You mean the mk4 for the extraction of the mathml? My remark was more on the general side: imho all users should be able to test with an upcoming latex.

I will add declaration of __tag_whatsits: {}

That should not be needed, the next tagpdf update will handle that.

but I am not sure about \DocumentMetadata, resp packages loaded by phase-III-latex-lab-testphase.ltx. Most of command and environment redefinitions are done in the begindocument/before hook, but this happens after original commands were redefined in .4ht files.

I quite understand that there will be problems.
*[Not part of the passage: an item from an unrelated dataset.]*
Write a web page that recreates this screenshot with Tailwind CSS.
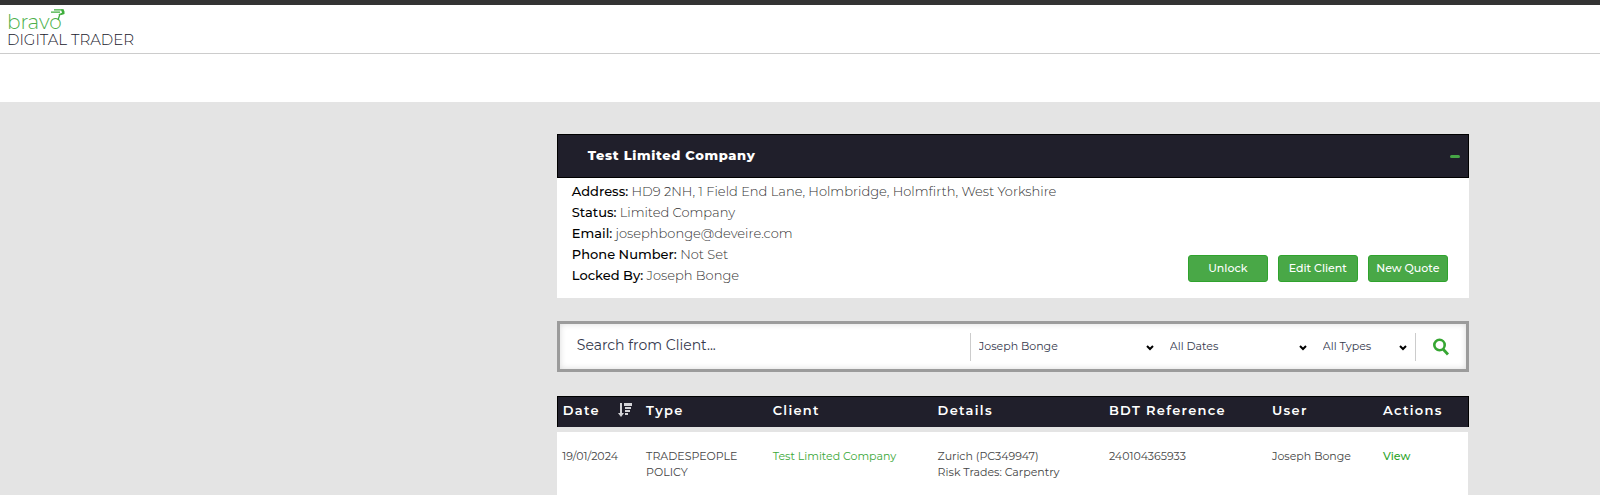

But we are putting all this new code in testphase packages and latex-lab style files so that we can test it and identify problems and then find suitable solutions. All this is not possible with tex4ht if you simply disable \DocumentMetadata and the loading of the latex-lab code. The main goal of the code currently is to enable tagging but we also have in mind to simplify the html output, after all the structures are quite similar, and for this it is important to understand if and how the code that we add can be reused by tex4ht and others.
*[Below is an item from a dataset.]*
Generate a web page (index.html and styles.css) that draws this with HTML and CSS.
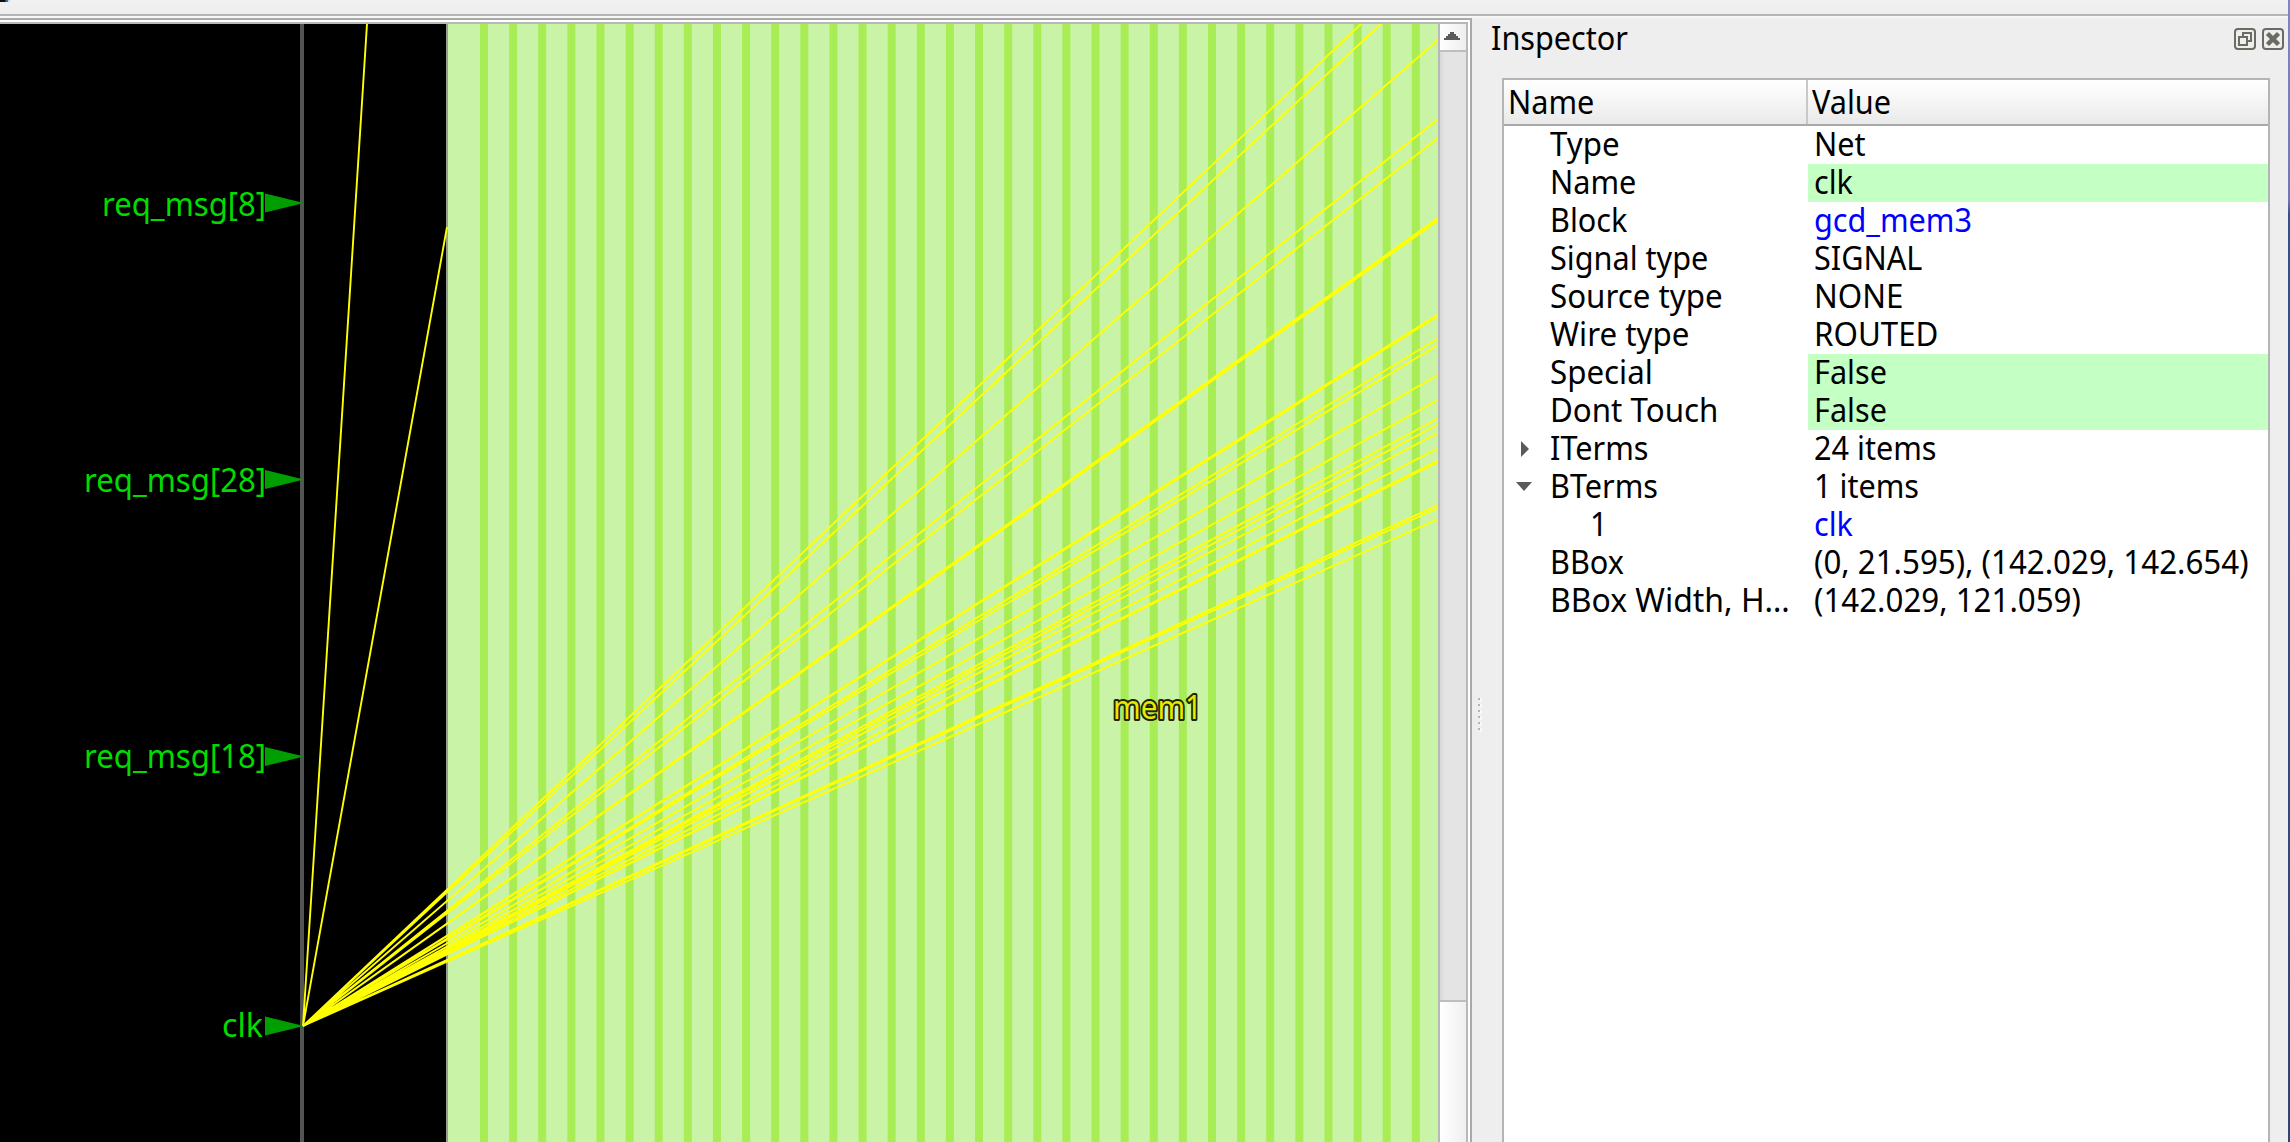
FILE: index.html
```html
<!DOCTYPE html>
<html lang="en">
<head>
<meta charset="utf-8">
<title>Layout viewer</title>
<link rel="stylesheet" href="styles.css">
</head>
<body>
<div class="window">
  <div class="toolbar"><span class="toolbar-mark"></span></div>
  <main class="workspace">
    <section class="viewer">
      <svg class="layout" width="1438" height="1118" viewBox="0 24 1438 1118">
        <rect x="0" y="24" width="1438" height="1118" fill="#000"/>
        <rect x="446" y="24" width="992" height="1118" fill="#c9f4a7"/>
        <path d="M480 583H1438" stroke="#a8ed55" stroke-width="1118" stroke-dasharray="8 21.12" stroke-dashoffset="0"/>
        <rect x="446" y="24" width="2" height="1118" fill="#96a08c"/>
        <rect x="300" y="24" width="4" height="1118" fill="#545454"/>
        <g class="pin-mark">
          <path d="M265 193.500L304 203L265 212.500Z"/>
          <path d="M265 470L304 479.500L265 489Z"/>
          <path d="M265 747L304 756.500L265 766Z"/>
          <path d="M265 1016.500L304 1026L265 1035.500Z"/>
        </g>
        <g class="pin-name">
          <text x="102" y="216" textLength="164" lengthAdjust="spacingAndGlyphs">req_msg[8]</text>
          <text x="84" y="492" textLength="182" lengthAdjust="spacingAndGlyphs">req_msg[28]</text>
          <text x="84" y="768" textLength="182" lengthAdjust="spacingAndGlyphs">req_msg[18]</text>
          <text x="222" y="1037" textLength="41" lengthAdjust="spacingAndGlyphs">clk</text>
        </g>
        <g class="flylines">
          <path d="M303 1026L367 24M303 1026L447 227"/>
          <path d="M303 1026L1361 24M303 1026L1381 24M303 1026L1438 40M303 1026L1438 119M303 1026L1438 138"/>
          <path d="M303 1026L1438 218M303 1026L1438 220.500M303 1026L1438 314.500M303 1026L1438 316M303 1026L1438 338.500M303 1026L1438 345"/>
          <path d="M303 1026L1438 375M303 1026L1438 400M303 1026L1438 418.500M303 1026L1438 424.500M303 1026L1438 433M303 1026L1438 448.500"/>
          <path d="M303 1026L1438 460.500M303 1026L1438 462M303 1026L1438 505M303 1026L1438 508M303 1026L1438 519"/>
        </g>
        <text class="macro-name" x="1113" y="719" textLength="89" lengthAdjust="spacingAndGlyphs">mem1</text>
      </svg>
      <div class="scrollbar">
        <div class="scroll-up"><svg width="16" height="8" viewBox="0 0 16 8"><path d="M6 0H10V2H12V4H14V6H16V8H0V6H2V4H4V2H6Z" fill="#5a5a5a"/></svg></div>
        <div class="scroll-track"></div>
        <div class="scroll-thumb"></div>
      </div>
    </section>
    <div class="splitter"><i></i><i></i><i></i><i></i><i></i><i></i></div>
    <aside class="inspector">
      <header class="dock-title">
        <span class="txt">Inspector</span>
        <svg class="dock-buttons" width="50" height="22" viewBox="0 0 50 22" fill="none" stroke="#6b6b63" stroke-width="2">
          <rect x="1" y="1" width="20" height="20" rx="3"/>
          <path d="M9 9V5H17V13H13M5 9H13V17H5Z"/>
          <rect x="29" y="1" width="20" height="20" rx="3"/>
          <path d="M33.500 5.500L44.500 16.500M44.500 5.500L33.500 16.500" stroke-width="4.500"/>
        </svg>
      </header>
      <div class="tree">
        <div class="row head"><div class="cell"><span class="txt">Name</span></div><div class="cell"><span class="txt">Value</span></div></div>
        <div class="row"><div class="cell"><span class="txt wide">Type</span></div><div class="cell"><span class="txt">Net</span></div></div>
        <div class="row"><div class="cell"><span class="txt">Name</span></div><div class="cell edit"><span class="txt">clk</span></div></div>
        <div class="row"><div class="cell"><span class="txt">Block</span></div><div class="cell link"><span class="txt">gcd_mem3</span></div></div>
        <div class="row"><div class="cell"><span class="txt">Signal type</span></div><div class="cell"><span class="txt">SIGNAL</span></div></div>
        <div class="row"><div class="cell"><span class="txt wide">Source type</span></div><div class="cell"><span class="txt wide">NONE</span></div></div>
        <div class="row"><div class="cell"><span class="txt wide">Wire type</span></div><div class="cell"><span class="txt wide">ROUTED</span></div></div>
        <div class="row"><div class="cell"><span class="txt wide">Special</span></div><div class="cell edit"><span class="txt">False</span></div></div>
        <div class="row"><div class="cell"><span class="txt wide">Dont Touch</span></div><div class="cell edit"><span class="txt">False</span></div></div>
        <div class="row"><div class="cell branch"><svg width="46" height="38" viewBox="0 0 46 38"><path d="M17 11L25 19L17 27Z" fill="#5a5a5a"/></svg><span class="txt">ITerms</span></div><div class="cell"><span class="txt">24 items</span></div></div>
        <div class="row"><div class="cell branch"><svg width="46" height="38" viewBox="0 0 46 38"><path d="M12 14H28L20 23Z" fill="#5a5a5a"/></svg><span class="txt">BTerms</span></div><div class="cell"><span class="txt">1 items</span></div></div>
        <div class="row"><div class="cell child"><span class="txt">1</span></div><div class="cell link"><span class="txt">clk</span></div></div>
        <div class="row"><div class="cell"><span class="txt">BBox</span></div><div class="cell"><span class="txt wide">(0, 21.595), (142.029, 142.654)</span></div></div>
        <div class="row"><div class="cell"><span class="txt full">BBox Width, H…</span></div><div class="cell"><span class="txt wide">(142.029, 121.059)</span></div></div>
      </div>
    </aside>
  </main>
</div>
</body>
</html>
```
FILE: styles.css
```css
* { box-sizing: border-box; }
body { margin: 0; font-family: "Noto Sans", sans-serif; font-size: 32px; color: #000; background: #eee; }
.window { width: 2290px; height: 1142px; overflow: hidden; display: flex; flex-direction: column; background: #eee; border-right: 2px solid; border-image: linear-gradient(#8084c0, #7378b4 200px, #34508a 215px, #33436f) 1; border-image-width: 0 2px 0 0; }
.toolbar { height: 18px; flex: none; background: linear-gradient(#f1f1f1, #eee); border-bottom: 2px solid #f7f7f7; box-shadow: inset 0 -2px #b4b4b4; }
.toolbar-mark { display: block; width: 10px; height: 2px; background: linear-gradient(90deg, #081018 5px, #3d70a8 6px 8px, #b8dcf0 8px); }
.workspace { flex: 1; min-height: 0; display: flex; }
.viewer { width: 1472px; display: flex; border-top: 2px solid #a9a9a9; border-right: 2px solid #a9a9a9; padding: 2px 2px 0 0; background: #fff; }
.layout { display: block; flex: none; width: 1438px; height: 1120px; border-top: 2px solid #b8b8b8; }
.pin-mark { fill: #009e00; }
.pin-name { fill: #00dc00; }
.flylines { fill: none; stroke: #ff0; stroke-width: 1.9; }
.macro-name { fill: #e8e800; stroke: #1c2400; stroke-width: 4px; paint-order: stroke; stroke-linejoin: round; }
.scrollbar { width: 30px; display: flex; flex-direction: column; border: solid #b8b8b8; border-width: 2px 2px 0; }
.scroll-up { height: 28px; display: flex; align-items: center; justify-content: center; padding-right: 2px; padding-bottom: 2px; background: linear-gradient(90deg, #fefefe, #eee); border-bottom: 2px solid #bebebe; }
.scroll-track { height: 948px; background: linear-gradient(90deg, #d8d8d8, #e4e4e4 5px); }
.scroll-thumb { flex: 1; border-top: 2px solid #bebebe; background: linear-gradient(90deg, #fff, #efefef); }
.splitter { width: 18px; padding: 680px 0 0 6px; display: flex; flex-direction: column; gap: 4px; }
.splitter i { width: 2px; height: 2px; flex: none; background: #b5b5b5; box-shadow: 2px 0 #f8f8f8, 2px 2px #f8f8f8; }
.inspector { flex: 1; display: flex; flex-direction: column; }
.dock-title { height: 60px; flex: none; display: flex; justify-content: space-between; align-items: flex-start; padding: 2px 4px 0 1px; }
.dock-buttons { margin-top: 8px; }
.tree { flex: 1; margin: 0 18px 0 12px; border: 2px solid #b4b4b4; border-bottom: 0; background: #fff; }
.row { display: grid; grid-template-columns: 304px 460px; height: 38px; }
.cell { display: flex; align-items: flex-start; height: 38px; padding-left: 46px; }
.cell + .cell { padding-left: 6px; }
.txt { display: block; line-height: 36px; white-space: nowrap; transform: scaleX(.957); transform-origin: 0 0; }
.wide { transform: scaleX(.978); }
.full { transform: scaleX(.997); }
.head { height: 46px; border-bottom: 2px solid #a9a9a9; background: linear-gradient(#fff, #f4f4f4 55%, #e9e9e9); }
.head .cell { height: 44px; padding-left: 4px; }
.head .cell:first-child { border-right: 2px solid #c8c8c8; }
.head .txt { margin-top: 4px; }
.row .branch { padding-left: 0; }
.branch svg { flex: none; }
.row .child { padding-left: 86px; }
.edit { background: #c4ffc4; }
.link { color: #00f; }
```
So please enable \DocumentMetadata, and if you see an error, report it at the tagging-project github.

michal-h21 commented 2 months ago

I quite understand that there will be problems. But we are putting all this new code in testphase packages and latex-lab style files so that we can test it and identify problems and then find suitable solutions. All this is not possible with tex4ht if you simply disable \DocumentMetadata and the loading of the latex-lab code. The main goal of the code currently is to enable tagging but we also have in mind to simplify the html output, after all the structures are quite similar, and for this it is important to understand if and how the code that we add can be reused by tex4ht and others.

So please enable \DocumentMetadata, and if you see an error, report it at the tagging-project github.

OK, I've enabled \DocumentMetadata in the TeX4ht sources. It doesn't cause fatal errors anymore, just the clash between macros redefined by both TeX4ht and tagpdf. Hopefully, we will be able to fix that.